> **DESCRIPTION OF THE TASK**
Copy each line below in which the word "components" occurs.

* START *

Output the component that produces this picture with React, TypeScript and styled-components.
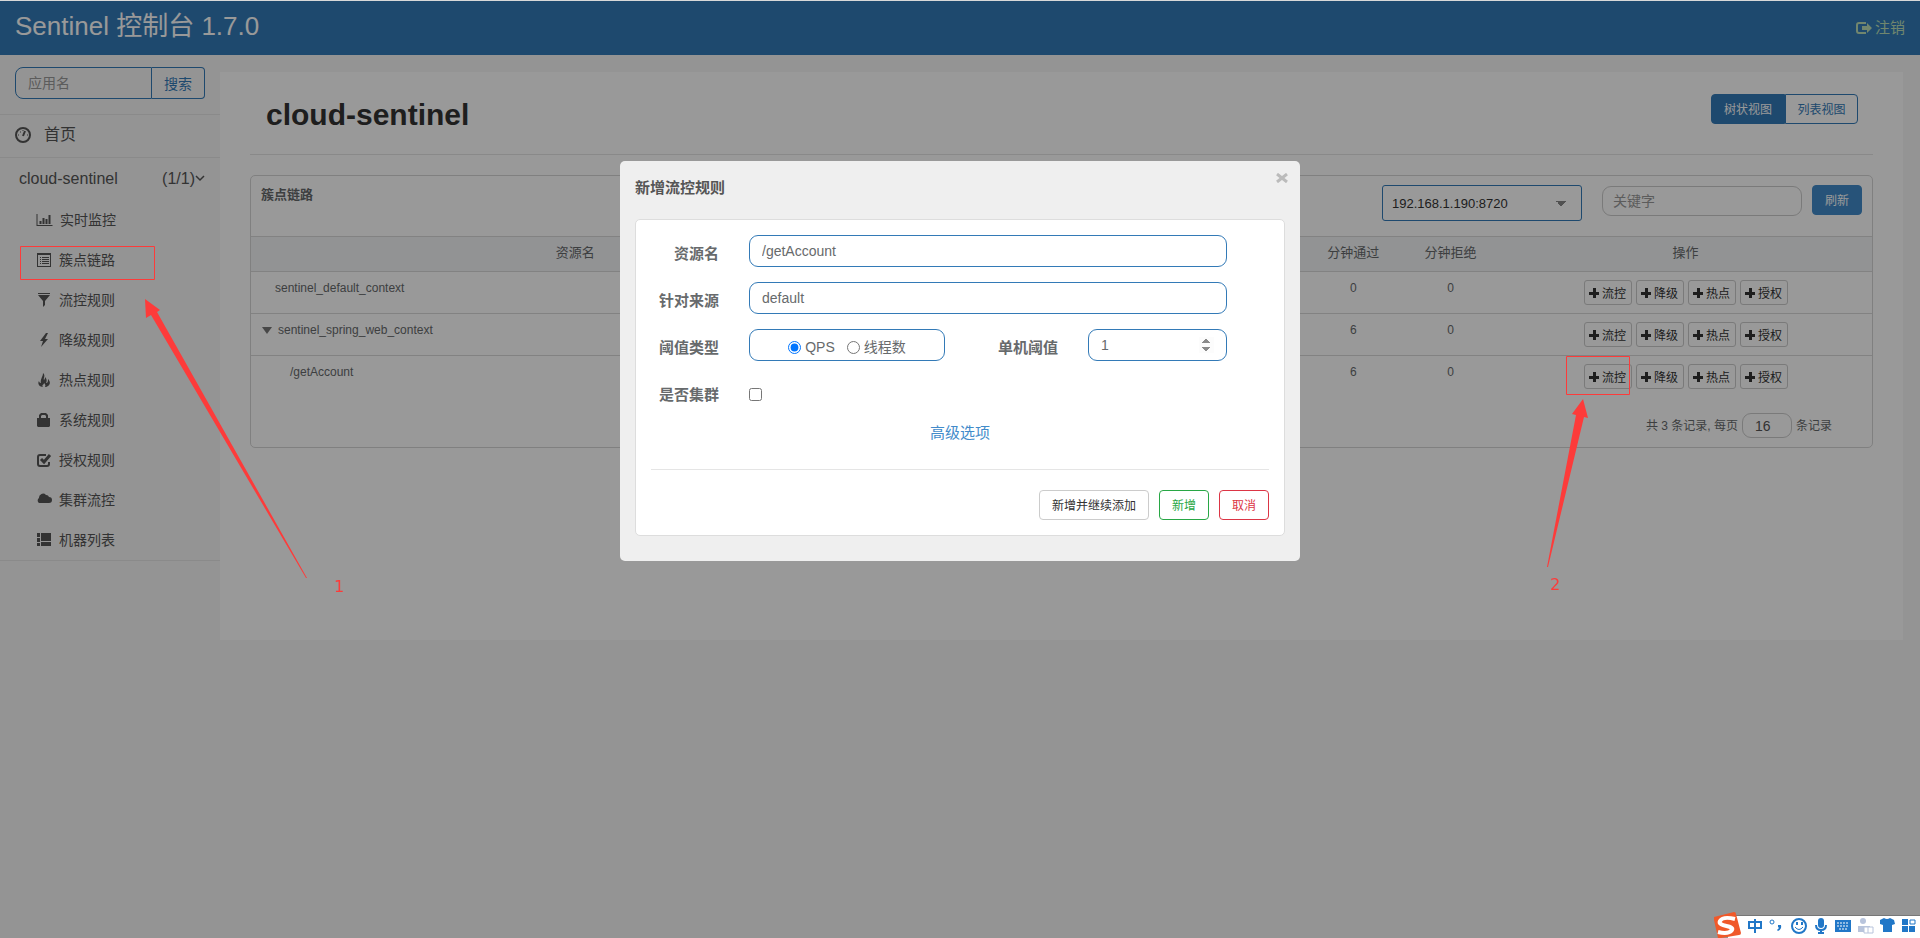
import React from 'react';
import styled, { createGlobalStyle } from 'styled-components';

const sans = `"Liberation Sans", "Noto Sans CJK SC", sans-serif`;

const GlobalStyle = createGlobalStyle`
  *, *::before, *::after { box-sizing: border-box; }
  html, body { height: 100%; }
  body { margin: 0; background: #f7f7f7; color: #676a6c; font: 14px/20px ${sans}; }
  #root { min-height: 100%; }
  button, input, select { font-family: inherit; margin: 0; }
  a { text-decoration: none; }
`;

const Page = styled.div`
  min-height: 100vh;
  border-top: 1px solid #d8d8d8;
`;

const TopBar = styled.header`
  display: flex;
  align-items: center;
  justify-content: space-between;
  height: 54px;
  padding: 0 15px;
  background: #337ab7;
`;

const Brand = styled.a`
  color: #fff;
  font-size: 26px;
  line-height: 50px;
  padding-bottom: 4px;
`;

const Logout = styled.a`
  display: flex;
  align-items: center;
  gap: 3px;
  color: #bce0b8;
  font-size: 15px;
`;

const Body = styled.div`
  display: flex;
  align-items: flex-start;
`;

const Sidebar = styled.nav`
  flex: none;
  width: 220px;
`;

const SideTop = styled.form`
  display: flex;
  height: 59px;
  padding: 12px 15px 15px;
`;

const SearchInput = styled.input`
  flex: 1;
  min-width: 0;
  height: 32px;
  padding: 0 12px;
  border: 1px solid #337ab7;
  border-radius: 8px 0 0 8px;
  background: transparent;
  font-size: 14px;
  &::placeholder { color: #999; }
`;

const SearchButton = styled.button`
  width: 53px;
  height: 32px;
  padding: 0;
  border: 1px solid #337ab7;
  border-left: 0;
  border-radius: 0 4px 4px 0;
  background: transparent;
  color: #337ab7;
  font-size: 14px;
`;

const HomeLink = styled.a`
  display: flex;
  align-items: center;
  gap: 12px;
  height: 43px;
  padding: 0 14px 2px;
  border-top: 1px solid #e7e7e7;
  color: #555;
  font-size: 16px;
`;

const AppLink = styled.a`
  display: flex;
  align-items: center;
  height: 43px;
  padding: 0 15px 0 19px;
  border-top: 1px solid #e7e7e7;
  color: #555;
  font-size: 16px;
  span { flex: 1; }
`;

const SubMenu = styled.ul`
  list-style: none;
  margin: 0;
  padding: 0;
  border-bottom: 1px solid #e7e7e7;
`;

const SubLink = styled.a`
  display: flex;
  align-items: center;
  gap: 6px;
  height: 40px;
  padding-left: 36px;
  color: #555;
  font-size: 14px;
  svg { flex: none; }
`;

const Content = styled.main`
  flex: 1;
  min-width: 0;
  min-height: 568px;
  margin: 17px 17px 0 0;
  padding: 0 30px;
  background: #fff;
`;

const TitleRow = styled.div`
  display: flex;
  justify-content: space-between;
  align-items: flex-start;
  height: 83px;
  padding: 22px 15px 0 16px;
  border-bottom: 1px solid #e4e4e4;
`;

const Title = styled.h1`
  margin: 0;
  color: #333;
  font-size: 30px;
  line-height: 42px;
`;

const ViewSwitch = styled.div`
  display: flex;
`;

const ViewButton = styled.button<{ $active?: boolean }>`
  width: ${p => (p.$active ? 74 : 73)}px;
  height: 30px;
  padding: 0 0 2px;
  border: 1px solid #337ab7;
  border-radius: ${p => (p.$active ? '4px 0 0 4px' : '0 4px 4px 0')};
  background: ${p => (p.$active ? '#337ab7' : '#fff')};
  color: ${p => (p.$active ? '#fff' : '#337ab7')};
  font-size: 12px;
`;

const Card = styled.section`
  margin-top: 20px;
  border: 1px solid #d6d6d6;
  border-radius: 5px;
`;

const CardHead = styled.div`
  display: flex;
  height: 60px;
  padding: 9px 10px 0;
`;

const CardTitle = styled.strong`
  flex: 1;
  color: #676a6c;
  font-size: 13px;
  line-height: 20px;
`;

const MachineSelect = styled.select`
  appearance: none;
  width: 200px;
  height: 36px;
  padding: 0 9px;
  border: 1px solid #337ab7;
  border-radius: 3px;
  color: #333;
  font-size: 13px;
  background: linear-gradient(to bottom left, #888 50%, transparent 50%) 173px 15px / 5px 5px no-repeat,
    linear-gradient(to bottom right, #888 50%, transparent 50%) 178px 15px / 5px 5px no-repeat, #fff;
`;

const KeyInput = styled.input`
  width: 200px;
  height: 30px;
  margin: 1px 10px 0 20px;
  padding: 0 10px;
  border: 1px solid #ccc;
  border-radius: 9px;
  font-size: 14px;
  &::placeholder { color: #999; }
`;

const Refresh = styled.button`
  width: 50px;
  height: 30px;
  padding: 0 0 2px;
  border: 1px solid #428bca;
  border-radius: 4px;
  background: #428bca;
  color: #fff;
  font-size: 12px;
`;

const Table = styled.table`
  width: 100%;
  table-layout: fixed;
  border-collapse: collapse;
  font-size: 12px;
  th {
    height: 35px;
    padding: 0 0 2px;
    border-top: 1px solid #d9d9d9;
    background: #f3f5f7;
    font-size: 13px;
    font-weight: 400;
    text-align: center;
  }
  td {
    height: 42px;
    padding: 6px 0 0;
    border-top: 1px solid #d9d9d9;
    text-align: center;
    vertical-align: top;
  }
`;

const NameCell = styled.td<{ $indent: number }>`
  && { text-align: left; padding-left: ${p => p.$indent}px; }
`;

const Caret = styled.span`
  display: inline-block;
  margin: 0 6px 0 -16px;
  border: 5px solid transparent;
  border-top: 7px solid #777;
  border-bottom: 0;
`;

const Actions = styled.div`
  display: flex;
  justify-content: center;
  gap: 4px;
  padding-top: 2px;
`;

const ActionButton = styled.button`
  display: flex;
  align-items: center;
  justify-content: center;
  gap: 3px;
  width: 48px;
  height: 25px;
  padding: 0;
  border: 1px solid #ccc;
  border-radius: 3px;
  background: #fff;
  color: #333;
  font-size: 12px;
`;

const Pager = styled.div`
  display: flex;
  align-items: center;
  justify-content: flex-end;
  gap: 4px;
  height: 49px;
  padding: 15px 40px 8px 0;
  font-size: 12px;
`;

const PageSize = styled.input`
  width: 50px;
  height: 25px;
  padding: 0 12px;
  border: 1px solid #ccc;
  border-radius: 9px;
  color: #555;
  font-size: 14px;
`;

const Backdrop = styled.div`
  position: fixed;
  inset: 1px 0 0;
  display: flex;
  align-items: flex-start;
  justify-content: center;
  padding-top: 160px;
  background: rgba(0, 0, 0, 0.4);
`;

const Dialog = styled.div`
  position: relative;
  width: 680px;
  padding: 16px 15px 25px;
  border-radius: 5px;
  background: #efefef;
`;

const DialogTitle = styled.h2`
  margin: 0 0 20px;
  color: #555;
  font-size: 15px;
  line-height: 22px;
`;

const Close = styled.button`
  position: absolute;
  top: 8px;
  right: 8px;
  display: flex;
  padding: 4px;
  border: 0;
  background: transparent;
`;

const Panel = styled.form`
  padding: 15px;
  border: 1px solid #ddd;
  border-radius: 5px;
  background: #fff;
`;

const Row = styled.div`
  display: flex;
  align-items: center;
  height: 32px;
  margin-bottom: 15px;
`;

const Label = styled.label<{ $wide?: boolean }>`
  width: ${p => (p.$wide ? 113 : 68)}px;
  margin-right: 30px;
  padding-top: 6px;
  color: #676a6c;
  font-size: 15px;
  font-weight: 700;
  text-align: right;
`;

const Field = styled.input<{ $narrow?: boolean }>`
  width: ${p => (p.$narrow ? 139 : 478)}px;
  height: 32px;
  padding: 0 12px;
  border: 1px solid #337ab7;
  border-radius: 9px;
  background: #fff;
  color: #676a6c;
  font-size: 14px;
  &::-webkit-inner-spin-button { opacity: 1; }
`;

const RadioBox = styled.div`
  display: flex;
  align-items: center;
  justify-content: center;
  gap: 12px;
  width: 196px;
  height: 32px;
  border: 1px solid #337ab7;
  border-radius: 9px;
  font-size: 14px;
  label { display: flex; align-items: center; gap: 4px; padding-top: 4px; }
  input { width: 13px; height: 13px; }
`;

const ClusterCheck = styled.input`
  && { width: 13px; height: 13px; margin-top: 4px; }
`;

const More = styled.div`
  padding-bottom: 26px;
  border-bottom: 1px solid #e5e5e5;
  text-align: center;
  a { color: #428bca; font-size: 15px; }
`;

const Footer = styled.div`
  display: flex;
  justify-content: flex-end;
  gap: 10px;
  padding-top: 20px;
`;

const FootButton = styled.button<{ $tone?: string }>`
  height: 30px;
  padding: 0 12px 2px;
  border: 1px solid ${p => p.$tone || '#ccc'};
  border-radius: 4px;
  background: #fff;
  color: ${p => p.$tone || '#333'};
  font-size: 12px;
`;

const Marks = styled.svg`
  position: fixed;
  top: 0;
  left: 0;
  pointer-events: none;
`;

const RightMarks = styled(Marks)`
  left: auto;
  right: 0;
`;

const ImeBar = styled.div`
  position: fixed;
  right: 0;
  bottom: 0;
  display: flex;
  svg { display: block; }
`;

const icons: Record<string, React.ReactNode> = {
  chart: <path d="M1 2v11h15v1H0V2zM3 9h2v3H3zM6 6h2v6H6zM9 7h2v5H9zM12 3h2v9h-2z" />,
  list: (
    <path fillRule="evenodd" d="M1 1h14v14H1zM2 3v11h12V3zM4 5h1v1H4zM6 5h7v1H6zM4 7h1v1H4zM6 7h7v1H6zM4 9h1v1H4zM6 9h7v1H6zM4 11h1v1H4zM6 11h7v1H6z" />
  ),
  filter: <path d="M2 1h12v1H2zM2 3h12L9 9v4l-2 2V9z" />,
  flash: <path d="M10 1 4 9h3l-2 6 7-8H9l3-6z" />,
  fire: (
    <path d="M7 1c3 3 0 5 1 7 1-1 1-2 1-3 2 2 2 4 1 6 2 0 2-2 2-4 2 2 3 5 0 7-1 1-3 1-3 1 1-2 0-3-1-4 0 2-3 2-1 4-3 0-6-3-4-6 0 1 1 2 2 2C4 7 7 5 7 1z" />
  ),
  lock: <path fillRule="evenodd" d="M1 6h2V3l2-2h5l2 2v3h2v8l-1 1H2l-1-1zM5 6h5V4L9 3H6L5 4z" />,
  check: (
    <>
      <path d="M10 3H4Q2 3 2 5v7q0 2 2 2h7q2 0 2-2v-2" fill="none" stroke="currentColor" strokeWidth="2" />
      <path d="m5 7 3 3 6-7" fill="none" stroke="currentColor" strokeWidth="3" />
    </>
  ),
  cloud: <path d="M3 11a3 3 0 0 1 0-5 4 4 0 0 1 7-3 3 3 0 0 1 3 2 3 3 0 0 1 0 6z" />,
  blocks: <path d="M1 1h3v4H1zM1 6h3v4H1zM1 11h3v3H1zM5 1h10v8H5zM5 10h10v4H5z" />,
};

const Glyph = ({ name }: { name: string }) => (
  <svg width={name === 'chart' ? 18 : 17} height="16" viewBox="0 0 17 16" fill="currentColor" aria-hidden="true">
    {icons[name]}
  </svg>
);

const menu = [
  ['chart', '实时监控'],
  ['list', '簇点链路'],
  ['filter', '流控规则'],
  ['flash', '降级规则'],
  ['fire', '热点规则'],
  ['lock', '系统规则'],
  ['check', '授权规则'],
  ['cloud', '集群流控'],
  ['blocks', '机器列表'],
];

const columns = ['资源名', '通过QPS', '拒绝QPS', '线程数', '平均RT', '分钟通过', '分钟拒绝', '操作'];

const rows = [
  { name: 'sentinel_default_context', indent: 24, pass: 0, open: false },
  { name: 'sentinel_spring_web_context', indent: 27, pass: 6, open: true },
  { name: '/getAccount', indent: 39, pass: 6, open: false },
];

const ImeTools = () => (
  <svg width="208" height="26" viewBox="0 0 208 26" aria-label="输入法">
    <path d="M16 4h192v22H16z" fill="#fff" />
    <path d="M16 3h192v1H16z" fill="#777" />
    <path d="m2 5 20-5q2 0 2 2l5 19q0 2-2 2L9 26H6L2 8z" fill="#f0592a" />
    <path d="M23 7Q11 4 8 9c-3 6 15 4 12 9-3 4-10 3-14 2" fill="none" stroke="#fff" strokeWidth="4" />
    <g transform="translate(0 2)">
      <g fill="none" stroke="#2177c7" strokeWidth="2">
        <path d="M37 8h12v6H37zM43 5v14" />
        <circle cx="60" cy="8" r="2" strokeWidth="1" />
        <circle cx="87" cy="12" r="7" />
        <path d="M83 13q4 5 8 0" strokeWidth="1" />
        <path d="M104 11q0 5 5 5t5-5M109 16v4M106 19h6" />
      </g>
      <g fill="#2177c7">
        <path d="M66 11h3q1 4-3 6l-1-1 2-2-1-1zM84 8h2v3h-2zM89 8h2v3h-2z" />
        <rect x="106" y="4" width="6" height="10" rx="3" />
        <path d="M123 6h16v12h-16z" />
        <path d="m168 6 4-2q3 2 6 0l4 2 1 4-3 1v7h-9v-7l-3-1z" />
        <path d="M190 5h6v6h-6zM190 12h6v6h-6zM197 12h6v6h-6z" />
      </g>
      <path d="M198 6h5v4h-5z" fill="none" stroke="#2177c7" />
      <path d="M125 9h12M125 12h12M127 15h8" stroke="#fff" strokeDasharray="2 1" />
      <g fill="#b8c4dc">
        <circle cx="151" cy="7" r="3" />
        <path d="M146 12h12v6h-12z" />
      </g>
      <path d="M152 13h9v6h-9zM156 13v6" fill="#fff" stroke="#b8c4dc" />
    </g>
  </svg>
);

export default function App() {
  return (
    <Page>
      <GlobalStyle />
      <TopBar>
        <Brand href="#">Sentinel 控制台 1.7.0</Brand>
        <Logout href="#">
          <svg width="17" height="14" viewBox="0 0 17 14" aria-hidden="true">
            <path d="M11 2H4Q2 2 2 4v6q0 2 2 2h7" fill="none" stroke="currentColor" strokeWidth="2" />
            <path d="M7 5h5V2l5 5-5 5V9H7z" fill="currentColor" />
          </svg>
          注销
        </Logout>
      </TopBar>
      <Body>
        <Sidebar>
          <SideTop>
            <SearchInput placeholder="应用名" aria-label="应用名" />
            <SearchButton type="button">搜索</SearchButton>
          </SideTop>
          <HomeLink href="#">
            <svg width="18" height="16" viewBox="0 0 18 16" fill="none" stroke="currentColor" aria-hidden="true">
              <circle cx="9" cy="8" r="7" strokeWidth="2" />
              <path d="M9 9 11 4" strokeWidth="2" />
              <path d="M4 8h1M13 8h1M6 5h1M9 3v1" />
            </svg>
            首页
          </HomeLink>
          <AppLink href="#">
            <span>cloud-sentinel</span>
            (1/1)
            <svg width="10" height="14" viewBox="0 0 10 14" fill="none" stroke="currentColor" strokeWidth="1.500" aria-hidden="true">
              <path d="m1 4 4 4 4-4" />
            </svg>
          </AppLink>
          <SubMenu>
            {menu.map(([icon, text]) => (
              <li key={text}>
                <SubLink href="#">
                  <Glyph name={icon} />
                  {text}
                </SubLink>
              </li>
            ))}
          </SubMenu>
        </Sidebar>
        <Content>
          <TitleRow>
            <Title>cloud-sentinel</Title>
            <ViewSwitch>
              <ViewButton $active>树状视图</ViewButton>
              <ViewButton>列表视图</ViewButton>
            </ViewSwitch>
          </TitleRow>
          <Card>
            <CardHead>
              <CardTitle>簇点链路</CardTitle>
              <MachineSelect aria-label="机器">
                <option>192.168.1.190:8720</option>
              </MachineSelect>
              <KeyInput placeholder="关键字" aria-label="关键字" />
              <Refresh>刷新</Refresh>
            </CardHead>
            <Table>
              <colgroup>
                <col style={{ width: '40%' }} />
                <col span={4} />
                <col style={{ width: '6%' }} />
                <col style={{ width: '6%' }} />
                <col style={{ width: '23%' }} />
              </colgroup>
              <thead>
                <tr>{columns.map(c => <th key={c}>{c}</th>)}</tr>
              </thead>
              <tbody>
                {rows.map(r => (
                  <tr key={r.name}>
                    <NameCell $indent={r.indent}>
                      {r.open && <Caret />}
                      {r.name}
                    </NameCell>
                    <td>0</td>
                    <td>0</td>
                    <td>0</td>
                    <td>0</td>
                    <td>{r.pass}</td>
                    <td>0</td>
                    <td>
                      <Actions>
                        {['流控', '降级', '热点', '授权'].map(a => (
                          <ActionButton key={a}>
                            <svg width="10" height="10" viewBox="0 0 10 10" fill="currentColor" aria-hidden="true">
                              <path d="M4 0h3v4h3v3H7v3H4V7H0V4h4z" />
                            </svg>
                            {a}
                          </ActionButton>
                        ))}
                      </Actions>
                    </td>
                  </tr>
                ))}
              </tbody>
            </Table>
            <Pager>
              <span>共 3 条记录, 每页</span>
              <PageSize defaultValue="16" aria-label="每页条数" />
              <span>条记录</span>
            </Pager>
          </Card>
        </Content>
      </Body>

      <Backdrop>
        <Dialog role="dialog" aria-labelledby="dialog-title">
          <Close aria-label="关闭">
            <svg width="12" height="10" viewBox="0 0 12 10" stroke="#bbb" strokeWidth="3" aria-hidden="true">
              <path d="m1 1 10 8M11 1 1 9" />
            </svg>
          </Close>
          <DialogTitle id="dialog-title">新增流控规则</DialogTitle>
          <Panel>
            <Row>
              <Label htmlFor="resource">资源名</Label>
              <Field id="resource" defaultValue="/getAccount" />
            </Row>
            <Row>
              <Label htmlFor="origin">针对来源</Label>
              <Field id="origin" defaultValue="default" />
            </Row>
            <Row>
              <Label as="span">阈值类型</Label>
              <RadioBox role="radiogroup" aria-label="阈值类型">
                <label><input type="radio" name="grade" defaultChecked />QPS</label>
                <label><input type="radio" name="grade" />线程数</label>
              </RadioBox>
              <Label $wide htmlFor="count">单机阈值</Label>
              <Field $narrow id="count" type="number" defaultValue="1" />
            </Row>
            <Row>
              <Label htmlFor="cluster">是否集群</Label>
              <ClusterCheck id="cluster" type="checkbox" />
            </Row>
            <More><a href="#">高级选项</a></More>
            <Footer>
              <FootButton type="button">新增并继续添加</FootButton>
              <FootButton type="button" $tone="#28a745">新增</FootButton>
              <FootButton type="button" $tone="#dc3545">取消</FootButton>
            </Footer>
          </Panel>
        </Dialog>
      </Backdrop>

      <Marks width="360" height="620" viewBox="0 0 360 620" fill="#fd3b3a">
        <path d="M20.500 246.500h134v33h-134z" fill="none" stroke="#fd3b3a" />
        <path d="m145 299 15 11-3 2 150 266h-1L151 315l-5 3z" />
        <text x="334" y="592" fontFamily="DejaVu Sans, sans-serif" fontSize="16">1</text>
      </Marks>
      <RightMarks width="360" height="620" viewBox="1560 0 360 620" overflow="visible" fill="#fd3b3a">
        <path d="M1566.500 356.500h63v38h-63z" fill="none" stroke="#fd3b3a" />
        <path d="m1583 399 5 19-4-1-36 150h-1l29-152-4-1z" />
        <text x="1550" y="590" fontFamily="DejaVu Sans, sans-serif" fontSize="16">2</text>
      </RightMarks>
      <ImeBar><ImeTools /></ImeBar>
    </Page>
  );
}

* END *

> **ANSWER FOR THE TASK**
Output the component that produces this picture with React, TypeScript and styled-components.
import styled, { createGlobalStyle } from 'styled-components';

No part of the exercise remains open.